Passive Grab Sampling for Dissolved Methane at Depth with the Sealed-In-Situ Snap Sampler Device
Wednesday, May 7, 2014: 1:40 p.m.
Confluence B (Westin Denver Downtown)
Sanford Britt
,
ProHydro Inc., Fairport, NY
Kathleen A. Mihm, PG
,
S.S. Papadopulos & Associates Inc., Bethesda, MD
Mark Nelson
,
Williams-Transco, Houston, TX
Keir Soderberg, Ph.D.
,
S. S. Papadopulos & Associates, Inc., Bethesda, MD
Deep groundwater sampling has always been challenging due to difficulties with physical retrieval, high pressure pumping lift, and degassing. A relatively new approach, the Snap Sampler, allows the user to deploy double-end-opening sampling containers to depths of at least 2700 feet, limiting some of the problematic aspects of deep sampling. Sample containers are deployed downhole with both ends in an open position, and an electric or pneumatic triggering system is used to release (i.e., “snap”) an internal Teflon-coated spring that secures end caps on the individual sample containers. The pneumatic system is particularly useful for sampling groundwater with potentially ignitable gases (e.g., methane) since the device is made of plastic components and low air pressure (<50psi) is required to trigger closure. Up to six containers can be deployed simultaneously. Different container sizes (40ml, 125ml and 350ml) and materials (clear or amber borosilicate glass and HDPE) are available for the sample bottles so that multiple analytes can be collected together. The sampler system is reusable with replaceable individual sample bottles.
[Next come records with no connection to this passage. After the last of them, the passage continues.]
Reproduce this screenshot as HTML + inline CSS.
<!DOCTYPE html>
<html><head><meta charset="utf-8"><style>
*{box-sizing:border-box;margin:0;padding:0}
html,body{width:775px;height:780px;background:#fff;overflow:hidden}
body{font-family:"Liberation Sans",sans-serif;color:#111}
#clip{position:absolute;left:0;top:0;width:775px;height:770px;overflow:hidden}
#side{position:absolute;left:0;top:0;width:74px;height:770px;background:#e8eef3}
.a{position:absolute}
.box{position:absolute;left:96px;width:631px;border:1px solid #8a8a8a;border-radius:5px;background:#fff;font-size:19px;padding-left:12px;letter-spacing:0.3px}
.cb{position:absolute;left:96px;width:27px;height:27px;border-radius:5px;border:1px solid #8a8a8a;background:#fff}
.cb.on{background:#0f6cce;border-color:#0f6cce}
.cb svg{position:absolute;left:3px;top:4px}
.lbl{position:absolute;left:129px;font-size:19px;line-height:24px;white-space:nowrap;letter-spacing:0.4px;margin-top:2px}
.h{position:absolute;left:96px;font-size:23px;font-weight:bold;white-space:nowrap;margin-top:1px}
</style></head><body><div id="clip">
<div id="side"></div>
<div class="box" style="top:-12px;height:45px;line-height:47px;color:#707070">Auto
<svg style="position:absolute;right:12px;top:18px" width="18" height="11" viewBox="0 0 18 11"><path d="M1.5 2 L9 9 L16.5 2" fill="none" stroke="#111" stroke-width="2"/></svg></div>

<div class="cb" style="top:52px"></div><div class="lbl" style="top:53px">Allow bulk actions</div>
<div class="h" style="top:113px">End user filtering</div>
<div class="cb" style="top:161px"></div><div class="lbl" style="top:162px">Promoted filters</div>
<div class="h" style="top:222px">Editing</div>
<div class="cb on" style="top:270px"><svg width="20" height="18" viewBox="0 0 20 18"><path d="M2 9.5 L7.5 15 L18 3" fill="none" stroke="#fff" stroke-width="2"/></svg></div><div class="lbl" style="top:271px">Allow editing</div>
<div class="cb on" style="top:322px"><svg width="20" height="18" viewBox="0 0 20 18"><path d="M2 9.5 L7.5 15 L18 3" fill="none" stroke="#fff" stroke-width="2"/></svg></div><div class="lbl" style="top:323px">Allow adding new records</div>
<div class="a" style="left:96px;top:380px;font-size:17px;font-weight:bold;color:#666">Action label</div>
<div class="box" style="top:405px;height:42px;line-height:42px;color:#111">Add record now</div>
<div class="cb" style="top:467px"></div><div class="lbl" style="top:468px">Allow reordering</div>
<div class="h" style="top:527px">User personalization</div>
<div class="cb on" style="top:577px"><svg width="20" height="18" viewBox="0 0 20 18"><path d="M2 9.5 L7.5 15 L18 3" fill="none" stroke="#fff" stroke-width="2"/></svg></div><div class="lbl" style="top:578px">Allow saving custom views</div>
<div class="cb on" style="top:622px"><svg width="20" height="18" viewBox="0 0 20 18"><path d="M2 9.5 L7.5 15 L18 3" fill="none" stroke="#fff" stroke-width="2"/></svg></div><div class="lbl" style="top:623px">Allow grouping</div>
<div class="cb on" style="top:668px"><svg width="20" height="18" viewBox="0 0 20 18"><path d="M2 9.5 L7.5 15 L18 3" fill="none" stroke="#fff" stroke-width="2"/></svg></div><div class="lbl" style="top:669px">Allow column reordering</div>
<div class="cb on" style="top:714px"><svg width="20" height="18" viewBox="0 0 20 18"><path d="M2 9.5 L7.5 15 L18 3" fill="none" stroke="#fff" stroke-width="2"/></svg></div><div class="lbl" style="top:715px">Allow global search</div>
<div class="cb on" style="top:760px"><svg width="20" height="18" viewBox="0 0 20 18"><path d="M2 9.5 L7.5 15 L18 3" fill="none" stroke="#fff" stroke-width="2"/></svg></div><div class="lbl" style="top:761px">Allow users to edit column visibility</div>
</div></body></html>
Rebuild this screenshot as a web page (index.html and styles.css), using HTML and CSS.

The Snap Sampler system was used for methane sampling at moderate depth (400-800 feet) at a location in Mississippi. Several rounds of samples were collected from 15 wells to assess the effectiveness of the system and to characterize the deep groundwater. Methane concentrations were measured using the Snap method and closely approximated calculated saturation concentrations. Degassing within the Snap Sampler bottles did occur upon retrieval because the bottles are not pressure sealed; however, because degassed vapor and fluid is contained within the vessel, the methane concentrations measured in the Snap vials appear to be representative of downhole concentrations.
Sanford Britt, ProHydro Inc., Fairport, NY
Sanford (Sandy) Britt is a Principal Hydrogeologist with ProHydro Inc., the developer of the Snap Sampler. He is a Professional Geologist and Certified Hydrogeologist in California. Britt is a member of the Interstate Technology and Regulatory Council Passive Sampler Team. Previous to his work on the Snap Sampler, Britt was a regulator with the California Department of Toxic Substances Control and worked in private environmental consulting.
Kathleen A. Mihm, PG, S.S. Papadopulos & Associates Inc., Bethesda, MD
Kathleen Mihm Senior Scientist, has conducted a variety of hydrogeologic investigations dealing with groundwater contamination, soil contamination, and water-supply issues in diverse settings throughout the USA. Her expertise includes interpretation of hydrogeologic systems, water resource and water quality issues, development of groundwater models, and radionuclides in groundwater and municipal water supplies.
Mark Nelson, Williams-Transco, Houston, TX
Mark S. Nelson is a Professional Engineer with the Williams Companies, where he has managed remediation projects for over 20 years. His experience includes numerous hydrogeologic investigations addressing soil and groundwater contamination at company facilities, including his role as the designated Project Coordinator of such investigations performed pursuant to Transcontinental Gas Pipe Line Company LLC’s Consent Decree with the USEPA. As a degreed petroleum engineer, he brings unique experience and knowledge to the deep water sampling for methane.
Keir Soderberg, Ph.D., S. S. Papadopulos & Associates, Inc., Bethesda, MD
Dr. Keir Soderberg’s expertise covers isotope hydrology, environmental geochemistry, ecohydrology, and human impacts on ecosystems. His experience includes project development, field and laboratory chemistry, analysis of satellite imagery, geochemical modeling, and management of large datasets. Through the combination of rapid in situ measurements of water vapor isotopes and eddy covariance flux technology, Dr. Soderberg has helped advance the understanding of evapotranspiration dynamics in semi-arid lands. He has also utilized multiple stable and radiogenic isotope tracers to determine the impacts of atmospheric inputs on ecosystem functioning.